(Task)
Copy all of the material exactly. Pictures are not to appear in the copy.

(Supplied information)
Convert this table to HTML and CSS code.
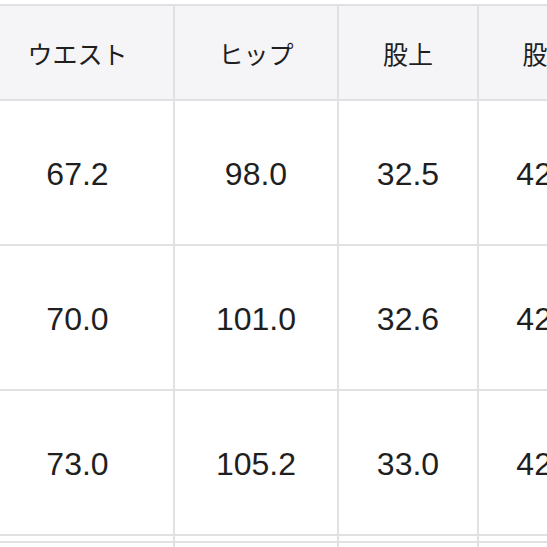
FILE: index.html
```html
<!DOCTYPE html>
<html lang="ja">
<head>
<meta charset="utf-8">
<link rel="stylesheet" href="styles.css">
</head>
<body>
<div class="frame">
  <table class="size-table">
    <colgroup>
      <col class="c1"><col class="c2"><col class="c3"><col class="c4">
    </colgroup>
    <thead>
      <tr><th>ウエスト</th><th>ヒップ</th><th>股上</th><th>股下</th></tr>
    </thead>
    <tbody>
      <tr><td>67.2</td><td>98.0</td><td>32.5</td><td>42.0</td></tr>
      <tr><td>70.0</td><td>101.0</td><td>32.6</td><td>42.0</td></tr>
      <tr><td>73.0</td><td>105.2</td><td>33.0</td><td>42.0</td></tr>
      <tr class="gap"><td></td><td></td><td></td><td></td></tr>
      <tr><td>76.0</td><td>108.0</td><td>33.4</td><td>42.0</td></tr>
    </tbody>
  </table>
</div>
</body>
</html>
```
FILE: styles.css
```css
html, body {
  margin: 0;
  padding: 0;
  background: #ffffff;
}
.frame {
  width: 547px;
  height: 547px;
  overflow: hidden;
  padding-top: 4px;
  box-sizing: border-box;
}
.size-table {
  margin-left: -20px;
  border-collapse: collapse;
  table-layout: fixed;
  width: 636px;
  color: #1f1f1f;
}
.c1 { width: 193px; }
.c2 { width: 164px; }
.c3 { width: 140px; }
.c4 { width: 139px; }
.size-table th,
.size-table td {
  border: 2px solid #e1e1e4;
  text-align: center;
  vertical-align: middle;
  padding: 0;
}
.size-table th {
  background: #f5f5f7;
  height: 93px;
  font-family: "Noto Sans CJK JP", "Noto Sans", sans-serif;
  font-weight: 400;
  font-size: 25px;
}
.size-table td {
  height: 140px;
  padding-top: 3px;
  font-family: "Liberation Sans", Arial, sans-serif;
  font-size: 32px;
}
.size-table tr.gap td {
  height: 5px;
  padding: 0;
}
```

(Complete answer)
Convert this table to HTML and CSS code.
FILE: index.html
```html
<!DOCTYPE html>
<html lang="ja">
<head>
<meta charset="utf-8">
<link rel="stylesheet" href="styles.css">
</head>
<body>
<div class="frame">
  <table class="size-table">
    <colgroup>
      <col class="c1"><col class="c2"><col class="c3"><col class="c4">
    </colgroup>
    <thead>
      <tr><th>ウエスト</th><th>ヒップ</th><th>股上</th><th>股下</th></tr>
    </thead>
    <tbody>
      <tr><td>67.2</td><td>98.0</td><td>32.5</td><td>42.0</td></tr>
      <tr><td>70.0</td><td>101.0</td><td>32.6</td><td>42.0</td></tr>
      <tr><td>73.0</td><td>105.2</td><td>33.0</td><td>42.0</td></tr>
      <tr class="gap"><td></td><td></td><td></td><td></td></tr>
      <tr><td>76.0</td><td>108.0</td><td>33.4</td><td>42.0</td></tr>
    </tbody>
  </table>
</div>
</body>
</html>
```
FILE: styles.css
```css
html, body {
  margin: 0;
  padding: 0;
  background: #ffffff;
}
.frame {
  width: 547px;
  height: 547px;
  overflow: hidden;
  padding-top: 4px;
  box-sizing: border-box;
}
.size-table {
  margin-left: -20px;
  border-collapse: collapse;
  table-layout: fixed;
  width: 636px;
  color: #1f1f1f;
}
.c1 { width: 193px; }
.c2 { width: 164px; }
.c3 { width: 140px; }
.c4 { width: 139px; }
.size-table th,
.size-table td {
  border: 2px solid #e1e1e4;
  text-align: center;
  vertical-align: middle;
  padding: 0;
}
.size-table th {
  background: #f5f5f7;
  height: 93px;
  font-family: "Noto Sans CJK JP", "Noto Sans", sans-serif;
  font-weight: 400;
  font-size: 25px;
}
.size-table td {
  height: 140px;
  padding-top: 3px;
  font-family: "Liberation Sans", Arial, sans-serif;
  font-size: 32px;
}
.size-table tr.gap td {
  height: 5px;
  padding: 0;
}
```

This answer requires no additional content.